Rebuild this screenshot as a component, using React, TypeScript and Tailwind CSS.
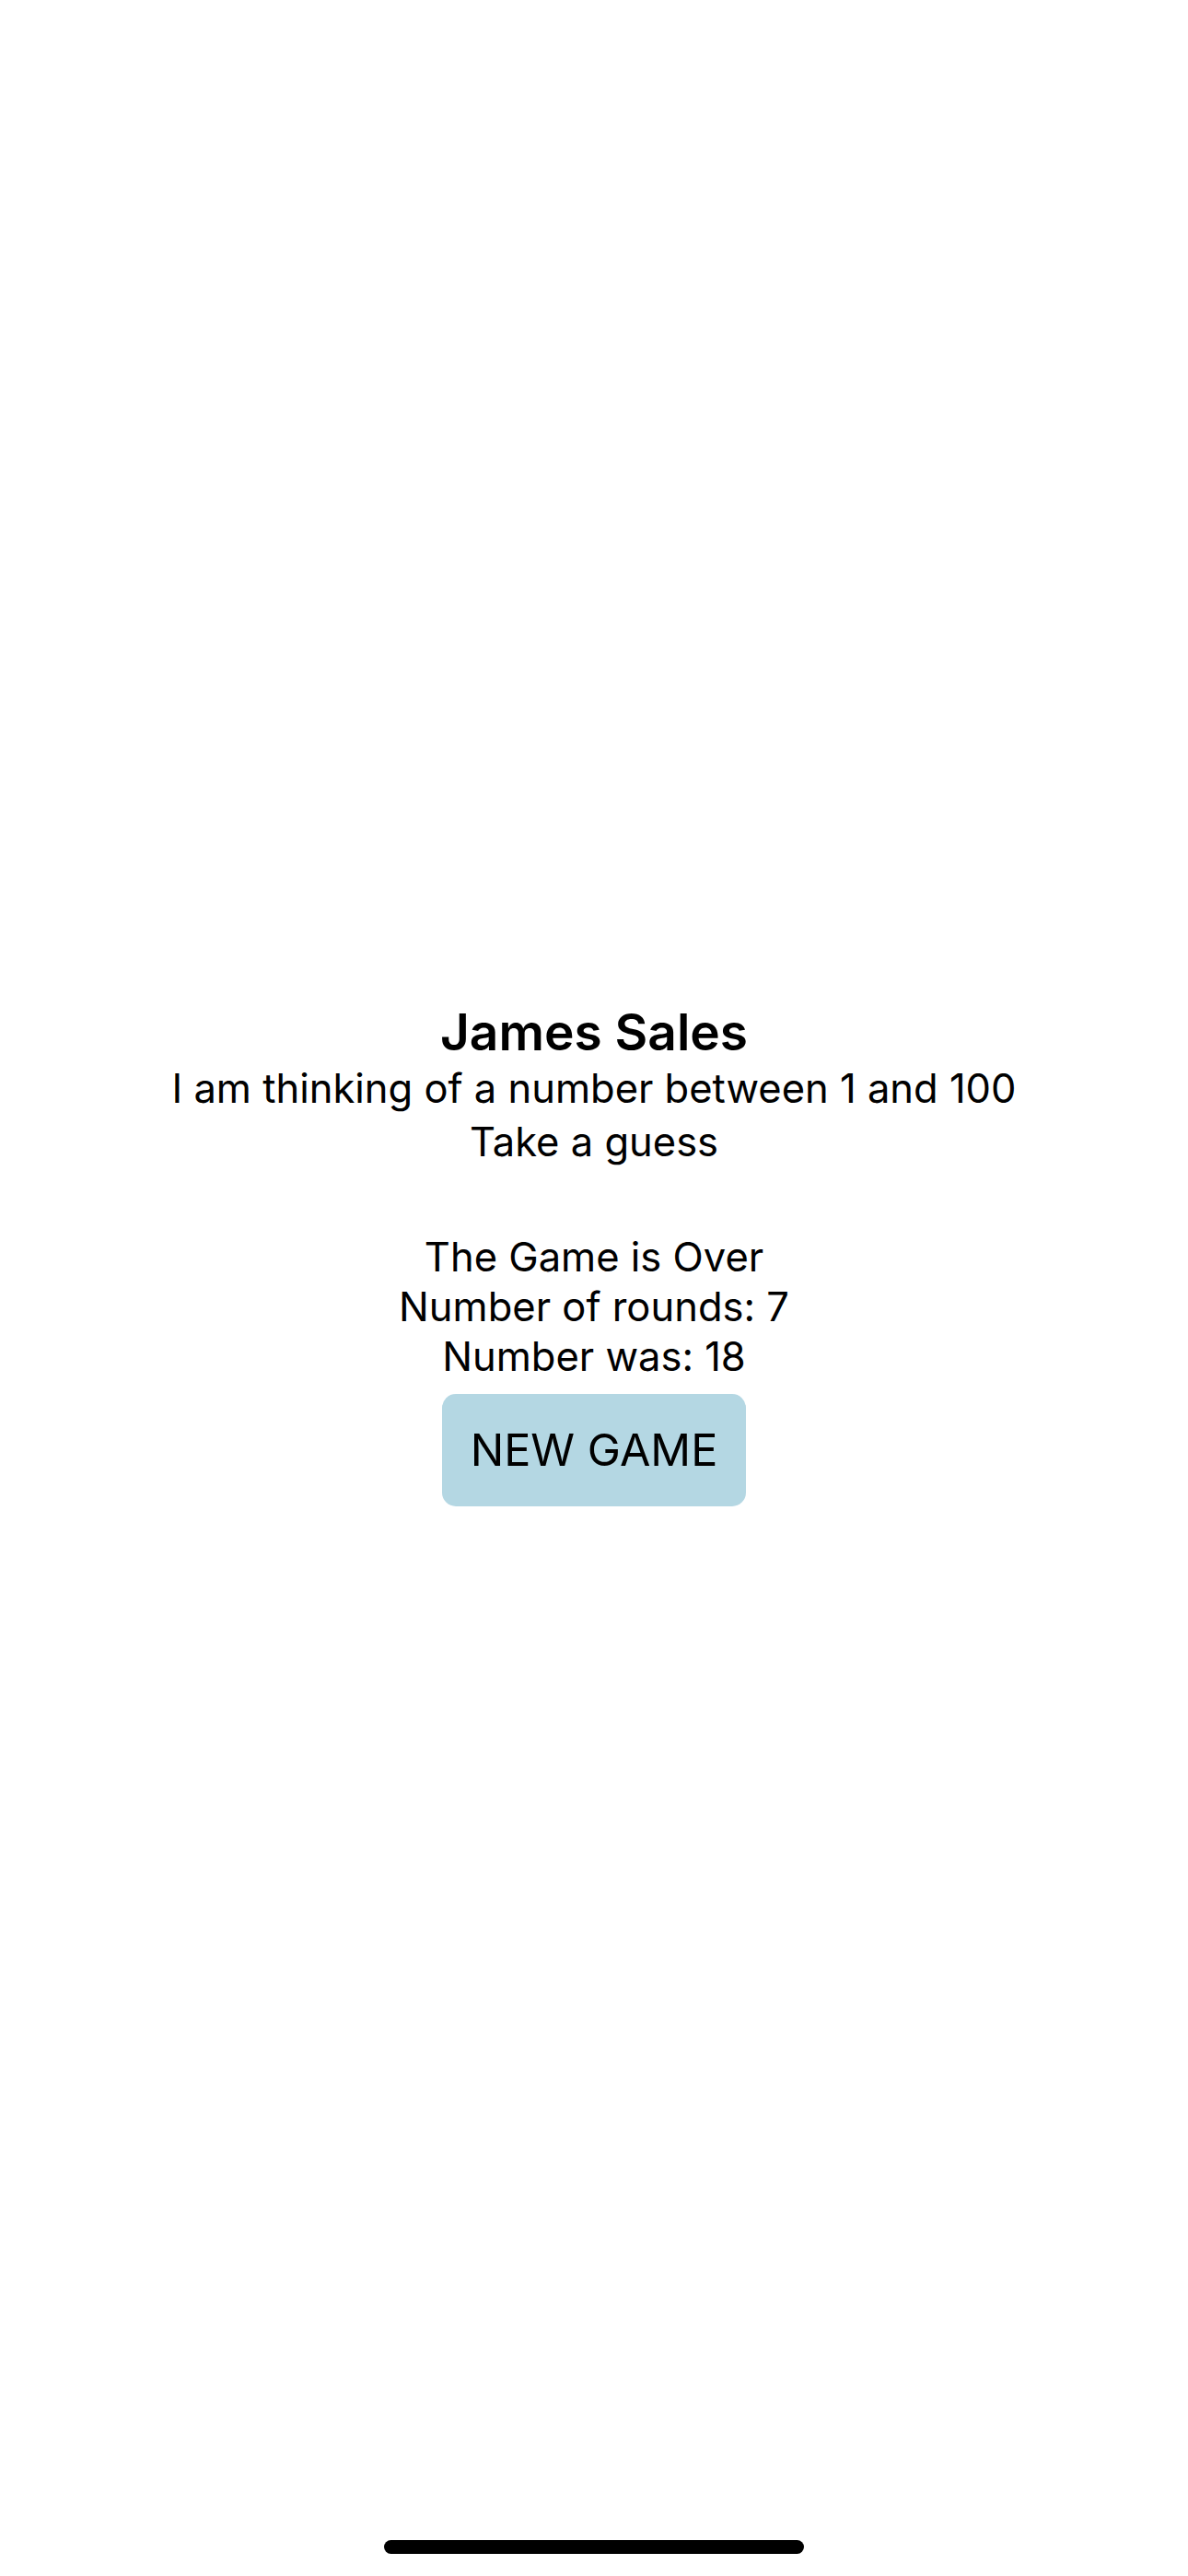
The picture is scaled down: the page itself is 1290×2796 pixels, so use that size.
import React from "react";

const App: React.FC = () => {
  const rounds = 7;
  const target = 18;

  return (
    <div
      className="h-[2796px] w-[1290px] bg-white flex flex-col items-center text-black"
      style={{ fontFamily: "Inter, 'Noto Sans', sans-serif" }}
    >
      <div className="pt-[1088px] flex flex-col items-center text-center">
        <h1 className="text-[55px] leading-[64px] font-semibold">James Sales</h1>
        <p className="text-[43.5px] leading-[58px]">
          I am thinking of a number between 1 and 100
        </p>
        <p className="text-[43.5px] leading-[58px]">Take a guess</p>

        {/* game over block */}
        <div className="mt-[69px] flex flex-col items-center">
          <p className="text-[43.5px] leading-[54px]">The Game is Over</p>
          <p className="text-[43.5px] leading-[54px]">Number of rounds: {rounds}</p>
          <p className="text-[43.5px] leading-[54px]">Number was: {target}</p>
          <button
            type="button"
            className="mt-[14px] w-[330px] h-[122px] rounded-[15px] bg-[#b4d7e3] text-[48.5px] flex items-center justify-center"
          >
            NEW GAME
          </button>
        </div>
      </div>

      <div className="mt-auto pb-[24px]">
        <div className="w-[456px] h-[15px] rounded-full bg-black" />
      </div>
    </div>
  );
};

export default App;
++++++++++
--- REQUIREMENT ---
Leave out the pictures and repeat exactly the lines from the start of the material through the line that contains "const target = 18;", both included.

--- THE ANSWER ---
Rebuild this screenshot as a component, using React, TypeScript and Tailwind CSS.
The picture is scaled down: the page itself is 1290×2796 pixels, so use that size.
import React from "react";

const App: React.FC = () => {
  const rounds = 7;
  const target = 18;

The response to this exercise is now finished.